→ Dataset rows:

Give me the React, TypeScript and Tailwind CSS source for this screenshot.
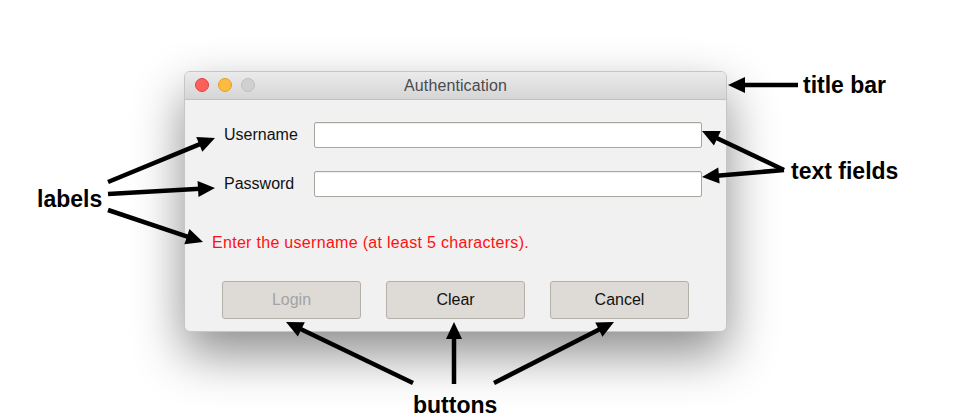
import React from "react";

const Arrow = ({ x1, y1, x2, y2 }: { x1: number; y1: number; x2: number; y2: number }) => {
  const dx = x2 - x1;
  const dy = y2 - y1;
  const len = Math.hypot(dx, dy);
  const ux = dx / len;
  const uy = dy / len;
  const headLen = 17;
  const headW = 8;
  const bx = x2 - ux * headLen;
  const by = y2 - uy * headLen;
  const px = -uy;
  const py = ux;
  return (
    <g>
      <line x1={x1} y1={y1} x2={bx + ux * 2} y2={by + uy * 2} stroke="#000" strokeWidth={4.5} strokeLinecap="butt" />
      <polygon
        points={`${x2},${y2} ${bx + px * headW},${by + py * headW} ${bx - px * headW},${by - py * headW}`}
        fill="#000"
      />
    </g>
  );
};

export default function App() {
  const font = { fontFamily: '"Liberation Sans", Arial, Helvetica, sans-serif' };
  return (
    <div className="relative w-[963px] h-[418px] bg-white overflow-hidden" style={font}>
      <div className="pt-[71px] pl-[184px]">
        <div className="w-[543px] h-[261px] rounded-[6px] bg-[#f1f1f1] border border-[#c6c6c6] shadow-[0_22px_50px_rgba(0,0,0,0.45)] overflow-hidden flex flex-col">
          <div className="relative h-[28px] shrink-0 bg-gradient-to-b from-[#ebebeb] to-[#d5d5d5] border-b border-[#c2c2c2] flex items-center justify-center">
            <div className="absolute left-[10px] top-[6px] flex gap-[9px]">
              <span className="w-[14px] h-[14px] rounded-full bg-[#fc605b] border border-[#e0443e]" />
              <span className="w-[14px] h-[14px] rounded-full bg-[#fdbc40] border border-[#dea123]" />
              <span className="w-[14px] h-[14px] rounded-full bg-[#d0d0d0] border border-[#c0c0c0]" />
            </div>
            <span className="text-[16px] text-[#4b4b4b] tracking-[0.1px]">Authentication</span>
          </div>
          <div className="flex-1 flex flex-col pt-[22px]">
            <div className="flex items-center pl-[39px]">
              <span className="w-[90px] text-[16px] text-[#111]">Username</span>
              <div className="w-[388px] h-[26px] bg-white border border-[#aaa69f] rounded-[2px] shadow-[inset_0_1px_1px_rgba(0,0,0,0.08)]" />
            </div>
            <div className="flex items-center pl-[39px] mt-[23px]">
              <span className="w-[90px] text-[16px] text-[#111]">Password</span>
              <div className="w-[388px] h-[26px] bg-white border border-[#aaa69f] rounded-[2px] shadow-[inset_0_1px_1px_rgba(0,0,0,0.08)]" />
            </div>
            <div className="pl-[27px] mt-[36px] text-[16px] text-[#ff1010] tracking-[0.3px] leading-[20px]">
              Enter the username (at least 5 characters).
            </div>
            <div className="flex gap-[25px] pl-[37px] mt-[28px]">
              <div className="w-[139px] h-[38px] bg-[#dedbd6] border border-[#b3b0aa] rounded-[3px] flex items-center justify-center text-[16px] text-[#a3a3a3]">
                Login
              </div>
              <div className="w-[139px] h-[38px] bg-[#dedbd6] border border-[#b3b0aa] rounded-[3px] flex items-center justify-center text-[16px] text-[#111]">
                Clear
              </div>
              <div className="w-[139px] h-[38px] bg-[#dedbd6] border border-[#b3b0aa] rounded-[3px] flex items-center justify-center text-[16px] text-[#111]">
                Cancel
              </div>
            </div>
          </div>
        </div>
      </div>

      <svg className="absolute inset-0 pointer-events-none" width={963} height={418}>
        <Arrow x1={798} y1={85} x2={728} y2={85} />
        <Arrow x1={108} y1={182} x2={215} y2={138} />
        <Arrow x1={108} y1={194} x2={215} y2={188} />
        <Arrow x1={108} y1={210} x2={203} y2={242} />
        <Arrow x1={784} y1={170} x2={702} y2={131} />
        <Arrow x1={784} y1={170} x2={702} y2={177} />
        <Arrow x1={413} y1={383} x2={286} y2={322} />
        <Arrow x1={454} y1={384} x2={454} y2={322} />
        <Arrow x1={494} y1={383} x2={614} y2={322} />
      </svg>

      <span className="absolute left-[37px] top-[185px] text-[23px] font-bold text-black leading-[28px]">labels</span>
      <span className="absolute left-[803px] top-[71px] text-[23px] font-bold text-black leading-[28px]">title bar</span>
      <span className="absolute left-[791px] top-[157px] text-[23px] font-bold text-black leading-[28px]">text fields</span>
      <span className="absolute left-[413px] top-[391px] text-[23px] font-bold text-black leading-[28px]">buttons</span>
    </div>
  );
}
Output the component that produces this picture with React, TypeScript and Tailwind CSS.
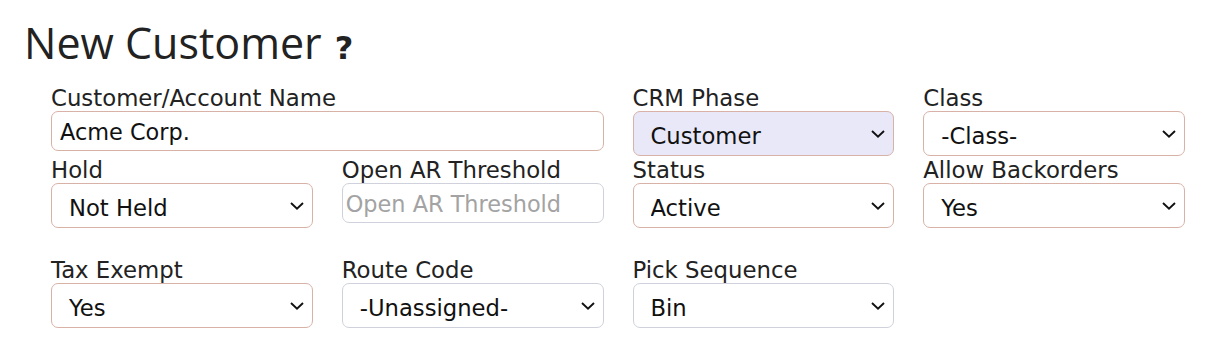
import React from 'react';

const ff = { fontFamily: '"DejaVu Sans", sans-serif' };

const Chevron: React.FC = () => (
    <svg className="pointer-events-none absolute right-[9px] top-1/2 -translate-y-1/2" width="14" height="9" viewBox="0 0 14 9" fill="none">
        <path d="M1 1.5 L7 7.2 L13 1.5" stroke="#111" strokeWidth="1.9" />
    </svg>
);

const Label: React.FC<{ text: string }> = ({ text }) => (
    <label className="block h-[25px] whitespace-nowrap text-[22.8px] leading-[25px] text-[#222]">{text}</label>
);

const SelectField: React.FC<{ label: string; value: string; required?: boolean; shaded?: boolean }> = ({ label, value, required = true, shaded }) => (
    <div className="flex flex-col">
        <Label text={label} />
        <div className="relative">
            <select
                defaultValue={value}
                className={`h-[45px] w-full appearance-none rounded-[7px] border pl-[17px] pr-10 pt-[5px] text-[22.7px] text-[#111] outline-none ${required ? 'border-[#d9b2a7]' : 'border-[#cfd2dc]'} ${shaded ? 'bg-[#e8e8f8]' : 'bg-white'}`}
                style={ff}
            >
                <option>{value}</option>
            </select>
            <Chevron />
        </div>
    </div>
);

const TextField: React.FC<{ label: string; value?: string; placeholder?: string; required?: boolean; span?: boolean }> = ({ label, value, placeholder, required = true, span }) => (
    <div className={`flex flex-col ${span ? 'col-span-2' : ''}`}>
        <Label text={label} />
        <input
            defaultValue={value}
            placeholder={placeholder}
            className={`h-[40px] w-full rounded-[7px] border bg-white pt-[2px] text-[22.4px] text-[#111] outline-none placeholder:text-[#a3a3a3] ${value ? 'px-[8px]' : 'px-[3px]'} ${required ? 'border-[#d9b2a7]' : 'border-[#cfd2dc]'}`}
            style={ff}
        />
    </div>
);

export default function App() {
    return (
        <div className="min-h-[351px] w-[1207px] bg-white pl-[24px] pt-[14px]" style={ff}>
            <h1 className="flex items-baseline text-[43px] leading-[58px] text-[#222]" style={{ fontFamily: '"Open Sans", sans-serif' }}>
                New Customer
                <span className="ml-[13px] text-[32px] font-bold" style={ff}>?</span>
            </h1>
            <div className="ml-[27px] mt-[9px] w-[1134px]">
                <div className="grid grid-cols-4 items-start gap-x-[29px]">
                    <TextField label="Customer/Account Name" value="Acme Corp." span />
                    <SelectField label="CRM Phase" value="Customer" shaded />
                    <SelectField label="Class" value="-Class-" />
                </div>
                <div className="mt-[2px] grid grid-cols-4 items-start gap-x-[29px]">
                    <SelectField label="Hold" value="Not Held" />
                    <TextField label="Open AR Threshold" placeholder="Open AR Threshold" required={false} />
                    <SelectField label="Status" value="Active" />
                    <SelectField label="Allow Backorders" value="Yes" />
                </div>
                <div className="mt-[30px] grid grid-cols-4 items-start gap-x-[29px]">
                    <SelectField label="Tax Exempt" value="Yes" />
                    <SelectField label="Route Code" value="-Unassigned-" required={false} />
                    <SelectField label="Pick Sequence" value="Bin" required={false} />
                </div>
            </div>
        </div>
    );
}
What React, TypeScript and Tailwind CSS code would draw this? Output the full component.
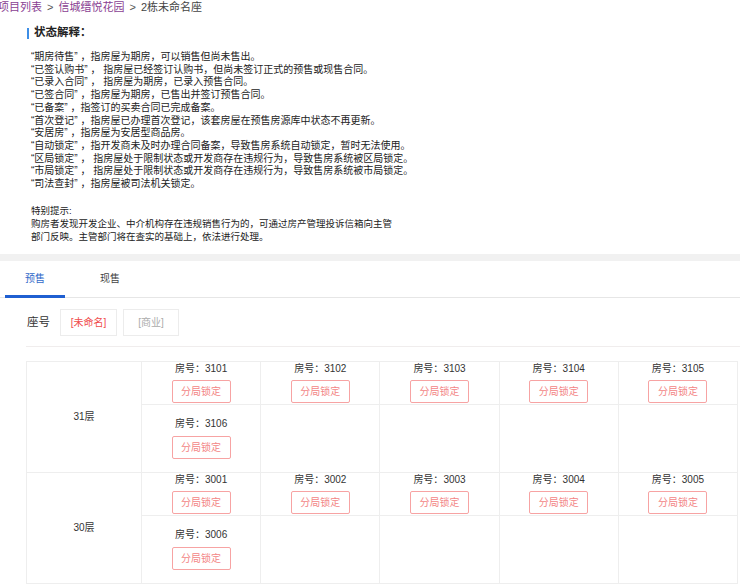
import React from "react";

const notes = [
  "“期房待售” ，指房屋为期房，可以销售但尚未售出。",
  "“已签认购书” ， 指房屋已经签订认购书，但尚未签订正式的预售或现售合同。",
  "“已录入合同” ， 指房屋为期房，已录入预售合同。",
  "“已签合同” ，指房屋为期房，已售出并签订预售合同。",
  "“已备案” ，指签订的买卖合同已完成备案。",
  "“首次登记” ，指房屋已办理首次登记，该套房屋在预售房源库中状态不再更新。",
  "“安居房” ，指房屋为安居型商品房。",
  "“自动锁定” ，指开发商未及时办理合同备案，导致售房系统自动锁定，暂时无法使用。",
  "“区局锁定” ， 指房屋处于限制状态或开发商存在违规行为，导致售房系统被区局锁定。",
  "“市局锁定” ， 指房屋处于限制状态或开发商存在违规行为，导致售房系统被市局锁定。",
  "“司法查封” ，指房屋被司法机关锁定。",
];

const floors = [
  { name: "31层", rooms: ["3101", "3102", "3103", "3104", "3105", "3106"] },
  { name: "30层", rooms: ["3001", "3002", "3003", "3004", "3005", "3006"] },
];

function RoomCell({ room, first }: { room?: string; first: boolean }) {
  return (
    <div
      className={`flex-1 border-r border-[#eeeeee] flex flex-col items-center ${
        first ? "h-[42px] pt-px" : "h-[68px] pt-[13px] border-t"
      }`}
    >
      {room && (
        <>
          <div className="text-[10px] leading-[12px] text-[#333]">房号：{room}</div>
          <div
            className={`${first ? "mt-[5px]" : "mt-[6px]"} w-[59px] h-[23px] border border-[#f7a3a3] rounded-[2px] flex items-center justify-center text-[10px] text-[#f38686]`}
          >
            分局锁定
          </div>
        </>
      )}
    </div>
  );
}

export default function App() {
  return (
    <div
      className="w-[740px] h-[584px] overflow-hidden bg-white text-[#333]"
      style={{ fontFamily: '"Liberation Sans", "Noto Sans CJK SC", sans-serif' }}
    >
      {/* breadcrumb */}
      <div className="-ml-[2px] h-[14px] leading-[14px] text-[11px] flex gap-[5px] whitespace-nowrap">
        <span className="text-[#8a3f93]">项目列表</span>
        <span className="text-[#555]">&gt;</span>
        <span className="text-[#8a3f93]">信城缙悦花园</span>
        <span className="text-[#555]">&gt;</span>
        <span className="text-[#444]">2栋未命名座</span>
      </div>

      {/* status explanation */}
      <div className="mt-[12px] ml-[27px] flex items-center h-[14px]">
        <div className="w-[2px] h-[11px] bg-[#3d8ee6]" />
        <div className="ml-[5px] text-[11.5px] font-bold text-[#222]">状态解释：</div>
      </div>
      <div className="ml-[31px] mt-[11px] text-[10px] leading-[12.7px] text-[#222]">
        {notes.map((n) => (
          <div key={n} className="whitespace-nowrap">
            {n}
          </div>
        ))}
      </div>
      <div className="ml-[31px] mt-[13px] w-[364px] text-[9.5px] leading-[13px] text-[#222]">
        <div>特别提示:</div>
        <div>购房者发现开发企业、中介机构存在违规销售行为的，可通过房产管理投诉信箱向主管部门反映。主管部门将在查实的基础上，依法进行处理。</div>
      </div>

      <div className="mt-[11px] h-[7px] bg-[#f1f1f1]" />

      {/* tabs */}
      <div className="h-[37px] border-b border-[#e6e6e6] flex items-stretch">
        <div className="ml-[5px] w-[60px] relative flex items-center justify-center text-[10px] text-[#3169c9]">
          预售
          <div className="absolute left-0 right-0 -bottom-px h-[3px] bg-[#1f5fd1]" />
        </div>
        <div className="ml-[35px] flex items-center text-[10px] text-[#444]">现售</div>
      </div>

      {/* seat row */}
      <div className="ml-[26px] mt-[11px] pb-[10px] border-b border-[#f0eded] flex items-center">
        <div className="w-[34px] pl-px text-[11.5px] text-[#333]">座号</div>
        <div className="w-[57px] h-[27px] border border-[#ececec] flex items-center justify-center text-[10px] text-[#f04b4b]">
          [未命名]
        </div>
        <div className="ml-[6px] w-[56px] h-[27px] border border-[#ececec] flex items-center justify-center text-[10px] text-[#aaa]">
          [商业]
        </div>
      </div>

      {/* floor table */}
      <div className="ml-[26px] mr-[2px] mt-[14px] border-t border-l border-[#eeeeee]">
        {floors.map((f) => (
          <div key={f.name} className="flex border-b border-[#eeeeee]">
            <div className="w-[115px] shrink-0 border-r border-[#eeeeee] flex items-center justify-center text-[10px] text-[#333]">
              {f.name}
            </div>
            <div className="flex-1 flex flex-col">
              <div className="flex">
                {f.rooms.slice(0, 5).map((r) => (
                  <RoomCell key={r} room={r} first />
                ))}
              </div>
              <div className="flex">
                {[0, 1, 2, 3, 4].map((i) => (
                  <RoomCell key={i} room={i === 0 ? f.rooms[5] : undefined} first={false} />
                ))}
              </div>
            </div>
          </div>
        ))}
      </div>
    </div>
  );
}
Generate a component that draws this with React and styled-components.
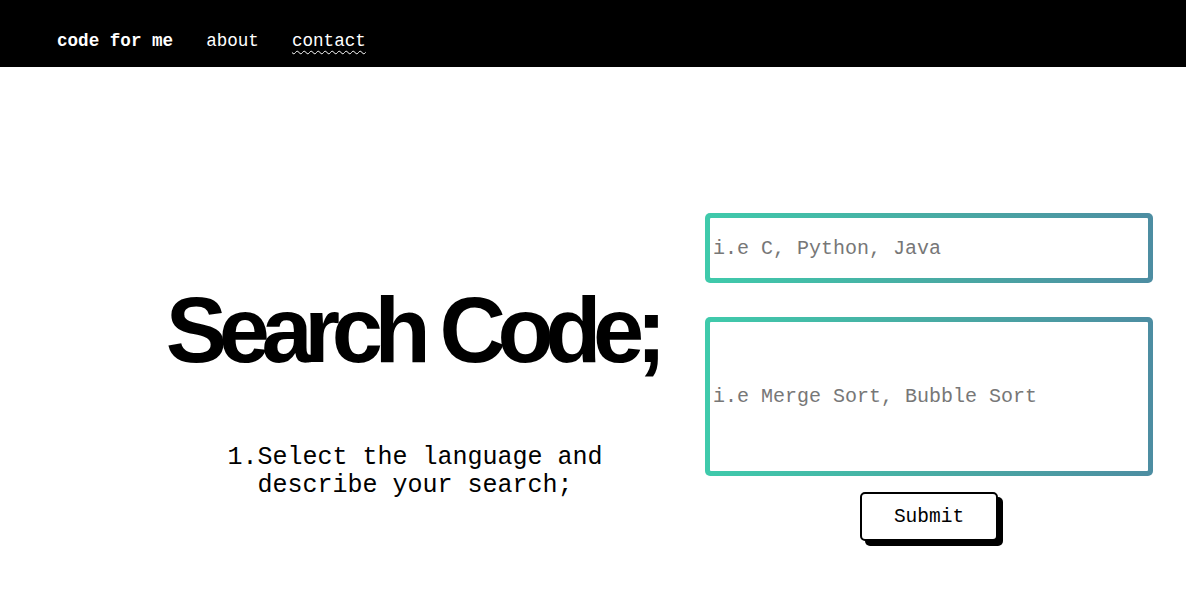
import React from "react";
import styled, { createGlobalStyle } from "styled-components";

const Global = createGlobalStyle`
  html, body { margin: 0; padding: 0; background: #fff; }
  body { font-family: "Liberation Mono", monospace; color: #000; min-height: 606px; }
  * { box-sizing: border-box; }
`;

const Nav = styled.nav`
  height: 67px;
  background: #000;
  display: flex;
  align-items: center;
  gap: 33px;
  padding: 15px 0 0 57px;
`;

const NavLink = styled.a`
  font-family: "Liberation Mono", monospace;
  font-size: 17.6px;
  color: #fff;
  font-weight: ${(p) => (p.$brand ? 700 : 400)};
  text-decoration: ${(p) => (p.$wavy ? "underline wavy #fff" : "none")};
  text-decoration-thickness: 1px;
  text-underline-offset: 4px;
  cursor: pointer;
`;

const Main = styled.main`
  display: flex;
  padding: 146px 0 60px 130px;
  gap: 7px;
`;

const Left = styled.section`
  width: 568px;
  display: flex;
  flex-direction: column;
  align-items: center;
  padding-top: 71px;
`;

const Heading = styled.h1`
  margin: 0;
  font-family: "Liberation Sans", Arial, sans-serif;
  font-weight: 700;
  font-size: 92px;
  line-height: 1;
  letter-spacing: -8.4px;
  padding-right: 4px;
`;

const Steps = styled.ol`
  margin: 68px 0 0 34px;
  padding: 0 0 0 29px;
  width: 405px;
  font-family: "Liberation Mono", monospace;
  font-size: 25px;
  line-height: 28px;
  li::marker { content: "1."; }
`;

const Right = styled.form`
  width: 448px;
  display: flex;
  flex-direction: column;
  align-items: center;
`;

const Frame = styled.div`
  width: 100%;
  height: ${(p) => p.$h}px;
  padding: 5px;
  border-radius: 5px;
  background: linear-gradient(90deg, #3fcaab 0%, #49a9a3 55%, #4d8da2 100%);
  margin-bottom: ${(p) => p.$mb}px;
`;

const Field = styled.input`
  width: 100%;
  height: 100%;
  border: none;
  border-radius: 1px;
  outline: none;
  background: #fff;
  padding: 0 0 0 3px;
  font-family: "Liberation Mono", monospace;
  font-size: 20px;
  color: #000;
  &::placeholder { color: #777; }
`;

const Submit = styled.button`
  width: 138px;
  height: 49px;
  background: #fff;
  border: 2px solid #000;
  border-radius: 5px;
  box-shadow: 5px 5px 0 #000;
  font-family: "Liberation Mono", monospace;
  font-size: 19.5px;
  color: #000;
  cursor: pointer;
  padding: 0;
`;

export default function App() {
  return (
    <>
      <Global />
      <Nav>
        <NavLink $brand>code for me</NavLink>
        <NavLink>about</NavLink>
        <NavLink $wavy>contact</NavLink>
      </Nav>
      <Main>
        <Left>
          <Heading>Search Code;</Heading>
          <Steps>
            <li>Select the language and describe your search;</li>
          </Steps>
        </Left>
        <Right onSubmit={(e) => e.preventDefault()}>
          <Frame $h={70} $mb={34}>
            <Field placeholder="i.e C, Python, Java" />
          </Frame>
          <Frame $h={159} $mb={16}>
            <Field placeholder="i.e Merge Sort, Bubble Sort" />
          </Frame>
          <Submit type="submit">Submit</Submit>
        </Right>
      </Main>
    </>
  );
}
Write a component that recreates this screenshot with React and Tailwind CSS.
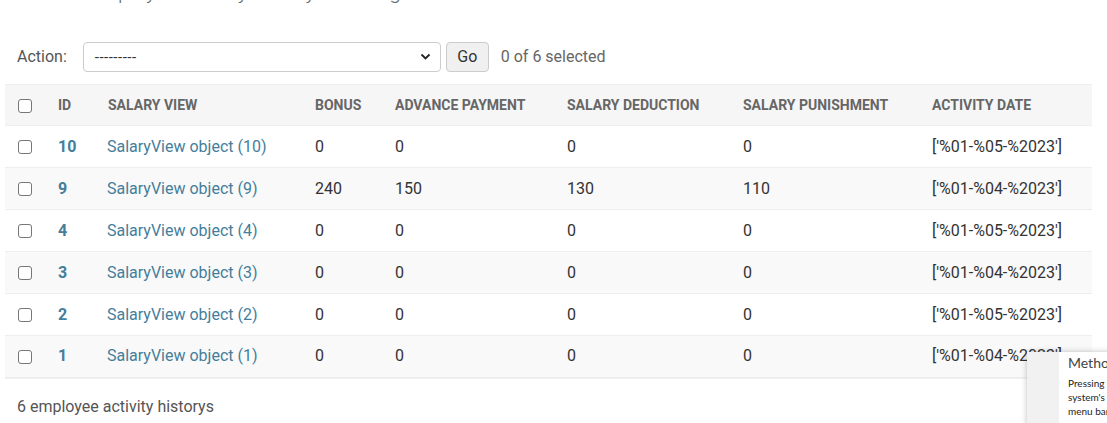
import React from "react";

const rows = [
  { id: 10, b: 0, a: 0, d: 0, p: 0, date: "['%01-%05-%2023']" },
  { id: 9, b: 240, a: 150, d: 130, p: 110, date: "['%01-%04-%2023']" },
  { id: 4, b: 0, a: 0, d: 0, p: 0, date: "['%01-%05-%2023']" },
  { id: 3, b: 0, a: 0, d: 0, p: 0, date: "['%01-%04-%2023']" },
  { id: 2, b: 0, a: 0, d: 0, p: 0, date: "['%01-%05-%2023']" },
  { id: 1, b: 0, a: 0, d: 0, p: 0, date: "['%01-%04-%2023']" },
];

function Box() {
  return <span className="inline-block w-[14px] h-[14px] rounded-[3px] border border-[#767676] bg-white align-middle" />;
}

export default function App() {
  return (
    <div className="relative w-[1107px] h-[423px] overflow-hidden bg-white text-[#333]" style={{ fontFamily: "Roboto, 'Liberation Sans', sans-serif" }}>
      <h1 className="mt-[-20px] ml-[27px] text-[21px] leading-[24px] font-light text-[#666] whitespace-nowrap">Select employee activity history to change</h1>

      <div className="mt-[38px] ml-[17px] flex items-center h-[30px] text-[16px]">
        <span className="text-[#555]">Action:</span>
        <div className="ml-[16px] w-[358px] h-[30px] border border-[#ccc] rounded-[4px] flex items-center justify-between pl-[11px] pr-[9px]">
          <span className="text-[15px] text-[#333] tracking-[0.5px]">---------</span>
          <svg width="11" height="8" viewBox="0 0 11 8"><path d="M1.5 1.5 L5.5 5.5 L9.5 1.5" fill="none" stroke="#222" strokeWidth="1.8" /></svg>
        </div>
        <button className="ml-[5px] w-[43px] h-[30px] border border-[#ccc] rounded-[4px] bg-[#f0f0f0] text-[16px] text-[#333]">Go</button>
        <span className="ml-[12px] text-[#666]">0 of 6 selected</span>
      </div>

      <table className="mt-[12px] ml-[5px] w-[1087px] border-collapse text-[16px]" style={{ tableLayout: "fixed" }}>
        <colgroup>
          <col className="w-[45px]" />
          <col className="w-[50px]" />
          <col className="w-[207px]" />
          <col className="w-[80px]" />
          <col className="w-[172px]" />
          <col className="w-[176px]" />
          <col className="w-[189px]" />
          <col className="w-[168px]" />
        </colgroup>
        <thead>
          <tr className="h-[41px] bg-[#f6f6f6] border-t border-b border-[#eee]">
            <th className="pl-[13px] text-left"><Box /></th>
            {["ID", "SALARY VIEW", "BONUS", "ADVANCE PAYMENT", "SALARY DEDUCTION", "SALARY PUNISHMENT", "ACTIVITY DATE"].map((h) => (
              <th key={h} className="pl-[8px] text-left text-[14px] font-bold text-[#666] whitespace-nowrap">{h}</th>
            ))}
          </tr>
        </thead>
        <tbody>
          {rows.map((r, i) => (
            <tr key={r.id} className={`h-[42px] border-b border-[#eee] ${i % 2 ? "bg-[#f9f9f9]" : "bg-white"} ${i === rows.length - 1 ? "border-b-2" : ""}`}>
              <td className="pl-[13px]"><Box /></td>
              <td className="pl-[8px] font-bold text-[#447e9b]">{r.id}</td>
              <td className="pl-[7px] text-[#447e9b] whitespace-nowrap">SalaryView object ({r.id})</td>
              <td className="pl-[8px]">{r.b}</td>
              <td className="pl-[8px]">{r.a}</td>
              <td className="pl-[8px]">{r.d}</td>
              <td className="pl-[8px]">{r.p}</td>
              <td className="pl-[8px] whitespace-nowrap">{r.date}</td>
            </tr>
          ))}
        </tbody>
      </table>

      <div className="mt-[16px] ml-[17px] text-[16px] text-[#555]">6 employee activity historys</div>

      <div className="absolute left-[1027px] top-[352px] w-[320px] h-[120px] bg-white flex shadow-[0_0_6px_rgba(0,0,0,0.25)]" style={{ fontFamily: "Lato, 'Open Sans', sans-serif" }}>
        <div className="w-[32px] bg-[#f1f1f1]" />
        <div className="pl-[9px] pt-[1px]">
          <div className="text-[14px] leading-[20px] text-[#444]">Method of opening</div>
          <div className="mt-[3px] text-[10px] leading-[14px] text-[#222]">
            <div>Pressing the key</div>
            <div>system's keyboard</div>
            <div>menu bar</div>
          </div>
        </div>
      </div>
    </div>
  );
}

→ Problem details: Find the word "screenshot" in the entries, and copy every line it shows up in.

→ The completed task:
Give me the React, TypeScript and Tailwind CSS source for this screenshot.
Write a component that recreates this screenshot with React and Tailwind CSS.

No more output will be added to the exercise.